His teacher agreed. In three days, the teacher raised $50,000 from the community, and the CEO Program was born. In short, 23 high school upperclassmen are chosen each school year to participate in daily classes, learning from business leaders in their community and ultimately creating their own business.

FIELD TRIP: The Jasper County CEO Program recently took its group to Beck's in Atlanta, Ind., to learn firsthand how the seed company operates.

Today, the program is administered by the Midland Institute for Entrepreneurship, and it’s grown to 35 communities across four states, says Amy Tarr, national community director at the institute. Tarr, a Jasper County native, says each program is governed by a board of directors made up of their own community members and educators, and all funding comes from private dollars in the community. Programs exist in Illinois, Indiana, Minnesota and Colorado.

Students meet five days a week throughout the school year. They either go out into the community to meet with business leaders, or the experts come to them. In Jasper County, Tarr says the class meets from 7:15 to 8:45 a.m. every day, and students are expected to wear business attire. They earn 2 high school credit hours, and in some cases qualify for dual credit with local community colleges. In the fall, they organize a business event — often dinner and entertainment — and in the spring, they launch their own business.

CREATE: Jasper County CEO Program students hear from community leaders on a regular basis, learning accounting, marketing, production and more.

At the end of the school year, students present their product or service at a trade show, and as Tarr says, “It can’t look like a science fair! It has to look like a professional trade show — draping and displays and everything. They have to display the product in a professional manner with packaging and shipping and everything.”

Students have created everything from gymnastics and basketball lessons to closet organization services, honey products, T-shirts, goat soaps and lotions, and even a company that buys and resells rodeo clothing.

Pay off?

“These kids are 10 to 15 years ahead of their peers,” Tarr says. “And now, the kids that have been through the program and are out of college and working for people?

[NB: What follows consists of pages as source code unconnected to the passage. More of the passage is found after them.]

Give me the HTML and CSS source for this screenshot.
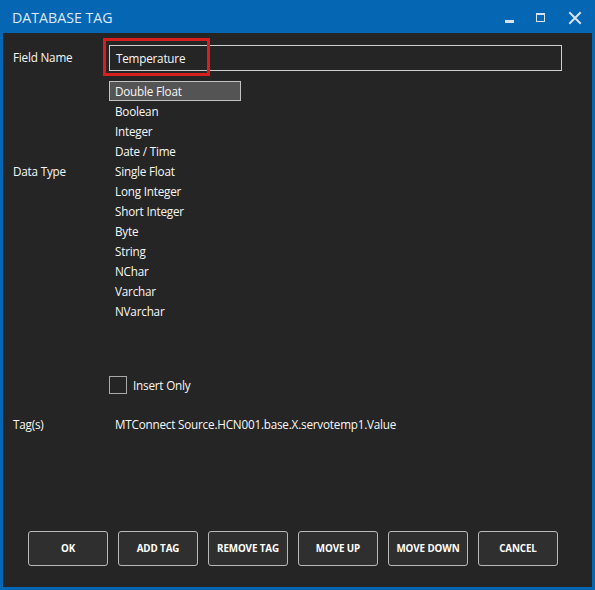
FILE: index.html
```html
<!DOCTYPE html>
<html>
<head>
<meta charset="utf-8">
<link rel="stylesheet" href="styles.css">
</head>
<body>
<div class="window">
  <div class="titlebar">
    <div class="title">DATABASE TAG</div>
    <div class="controls">
      <svg class="ctl" width="30" height="33" viewBox="0 0 30 33"><rect x="10" y="20" width="9" height="3" fill="#d4e3f1"/></svg>
      <svg class="ctl" width="33" height="33" viewBox="0 0 33 33"><rect x="11.5" y="13.5" width="8" height="8" fill="none" stroke="#d4e3f1" stroke-width="1"/><rect x="11" y="13" width="9" height="2" fill="#d4e3f1"/></svg>
      <svg class="ctl" width="35" height="33" viewBox="0 0 35 33"><path d="M12 13 L22 23 M22 13 L12 23" stroke="#d4e3f1" stroke-width="2" stroke-linecap="square"/></svg>
    </div>
  </div>
  <div class="content">
    <div class="row field-row">
      <div class="label">Field Name</div>
      <div class="input-wrap">
        <div class="input">Temperature</div>
        <div class="highlight"></div>
      </div>
    </div>
    <div class="row type-row">
      <div class="label type-label">Data Type</div>
      <ul class="list">
        <li class="selected">Double Float</li>
        <li>Boolean</li>
        <li>Integer</li>
        <li>Date / Time</li>
        <li>Single Float</li>
        <li>Long Integer</li>
        <li>Short Integer</li>
        <li>Byte</li>
        <li>String</li>
        <li>NChar</li>
        <li>Varchar</li>
        <li>NVarchar</li>
      </ul>
    </div>
    <div class="row check-row">
      <div class="label"></div>
      <label class="check"><span class="box"></span><span>Insert Only</span></label>
    </div>
    <div class="row tag-row">
      <div class="label">Tag(s)</div>
      <div class="tagval">MTConnect Source.HCN001.base.X.servotemp1.Value</div>
    </div>
    <div class="buttons">
      <button>OK</button>
      <button>ADD TAG</button>
      <button>REMOVE TAG</button>
      <button>MOVE UP</button>
      <button>MOVE DOWN</button>
      <button>CANCEL</button>
    </div>
  </div>
</div>
</body>
</html>
```
FILE: styles.css
```css
* { box-sizing: border-box; }
html, body { margin: 0; padding: 0; }
body {
  width: 595px;
  height: 590px;
  overflow: hidden;
  font-family: "Segoe UI", "Open Sans", "Noto Sans", sans-serif;
}
.window {
  width: 595px;
  height: 590px;
  background: #0566b3;
  display: flex;
  flex-direction: column;
}
.titlebar {
  height: 33px;
  display: flex;
  align-items: flex-start;
  justify-content: space-between;
}
.title {
  color: #dde9f5;
  font-size: 14.2px;
  padding: 8px 0 0 12px;
  line-height: 20px;
}
.controls {
  display: flex;
  padding-right: 2px;
}
.ctl { display: block; }
.content {
  flex: 1;
  margin: 0 3px 3px 3px;
  background: #252525;
  color: #f7f7f7;
  font-size: 11.7px;
  letter-spacing: -0.2px;
  position: relative;
  display: flex;
  flex-direction: column;
  padding-top: 12px;
}
.row {
  display: flex;
}
.label {
  width: 106px;
  padding-left: 10px;
  flex-shrink: 0;
}
.field-row .label { line-height: 26px; margin-top: -1px; }
.input-wrap {
  position: relative;
  width: 453px;
}
.input {
  height: 26px;
  border: 1px solid #cfcfcf;
  padding-left: 6px;
  line-height: 25px;
}
.highlight {
  position: absolute;
  left: -6px;
  top: -7px;
  width: 107px;
  height: 38px;
  border: 3px solid #d81f1f;
}
.type-row { margin-top: 10px; }
.type-label { padding-top: 82px; }
.list {
  list-style: none;
  margin: 0;
  padding: 0;
}
.list li {
  height: 20px;
  line-height: 18px;
  padding-left: 5px;
  width: 132px;
  border: 1px solid transparent;
}
.list li.selected {
  background: #545454;
  border-color: #c2c2c2;
}
.check-row { margin-top: 55px; }
.check {
  display: flex;
  align-items: center;
  gap: 6px;
  height: 18px;
}
.box {
  width: 18px;
  height: 18px;
  border: 1px solid #a9a9a9;
  display: block;
}
.tag-row { margin-top: 21px; }
.tag-row .label, .tagval { line-height: 18px; }
.tagval { padding-left: 6px; }
.buttons {
  margin-top: auto;
  margin-bottom: 21px;
  display: flex;
  gap: 10px;
  padding-left: 25px;
}
.buttons button {
  width: 80px;
  height: 35px;
  background: #2f2f2f;
  border: 1px solid #b9b9b9;
  border-radius: 3px;
  color: #ffffff;
  font-family: "Segoe UI", "Open Sans", "Noto Sans", sans-serif;
  font-weight: bold;
  font-size: 9.8px;
  letter-spacing: -0.1px;
  padding: 0;
}
```
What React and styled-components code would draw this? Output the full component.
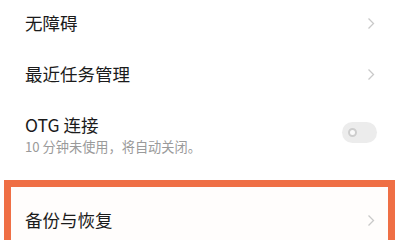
import styled, { createGlobalStyle } from "styled-components";

const Global = createGlobalStyle`
  html, body {
    margin: 0;
    padding: 0;
    background: #ffffff;
  }
  body {
    font-family: "Noto Sans CJK SC", "Noto Sans", sans-serif;
    color: #1b1b1b;
  }
`;

const Chevron = () => (
  <Arrow width="8" height="13" viewBox="0 0 8 13">
    <path d="M1.5 1.5 L6.5 6.5 L1.5 11.5" fill="none" stroke="#c9c9c9" strokeWidth="1.3" />
  </Arrow>
);

const Settings = () => {
  return (
    <Page>
      <Row $h={46}>
        <Title>无障碍</Title>
        <Chevron />
      </Row>
      <Row $h={56}>
        <Title>最近任务管理</Title>
        <Chevron />
      </Row>
      <ToggleRow>
        <div>
          <Title>OTG 连接</Title>
          <Sub>10 分钟未使用，将自动关闭。</Sub>
        </div>
        <Switch>
          <Knob />
        </Switch>
      </ToggleRow>
      <Highlight>
        <Row $h={66} $pad={14}>
          <Title>备份与恢复</Title>
          <Chevron />
        </Row>
      </Highlight>
    </Page>
  );
};

const Page = styled.div`
  width: 400px;
  height: 240px;
  overflow: hidden;
  background: #fff;
`;

const Row = styled.div`
  height: ${(p) => p.$h}px;
  display: flex;
  align-items: center;
  justify-content: space-between;
  padding: 0 ${(p) => (p.$pad != null ? 27 - p.$pad : 25)}px 0 ${(p) => p.$pad ?? 25}px;
`;

const Title = styled.div`
  font-size: 17.5px;
  line-height: 24px;
  color: #1b1b1b;
`;

const Sub = styled.div`
  margin-top: 1px;
  font-size: 13.2px;
  line-height: 18px;
  color: #9a9a9a;
`;

const Arrow = styled.svg`
  display: block;
`;

const ToggleRow = styled.div`
  height: 78px;
  box-sizing: border-box;
  padding: 11px 23px 0 25px;
  display: flex;
  justify-content: space-between;
  align-items: flex-start;
`;

const Switch = styled.div`
  margin-top: 9px;
  width: 35px;
  height: 21px;
  border-radius: 11px;
  background: #ececec;
  display: flex;
  align-items: center;
  padding-left: 6px;
  box-sizing: border-box;
`;

const Knob = styled.div`
  width: 9px;
  height: 9px;
  border-radius: 50%;
  box-sizing: border-box;
  border: 2px solid #cdcdcd;
  background: #fafafa;
`;

const Highlight = styled.div`
  margin-left: 4px;
  width: 391px;
  box-sizing: border-box;
  border: 7px solid #ef6f45;
  background: #fffdfc;
`;

export default function App() {
  return (
    <>
      <Global />
      <Settings />
    </>
  );
}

They are the most valuable people in the company.”

She says the CEO Program is community development in disguise. The program lets students see how a community works, how businesses work, who works with whom, and how they make it happen. They see opportunities in their small towns where before, they may have only seen a place they wanted to leave.

“We’re planting seeds for economic development,” Tarr adds. “By making these kids more aware of the community and the opportunities that exist, we hope they go to college and take in other concepts and maybe even work in other communities; but then, we hope the end result is they come home and start businesses or become intrapreneurs in businesses that already exist.”

Indeed, when students are surveyed before and after the program, asking whether they see a future living and working in their hometown, the numbers are startling. Tarr says in one program in Minnesota, prior to going through the program, just 12% of the CEO Program students said they saw opportunity in their hometown. After the program, 72% could see opportunity.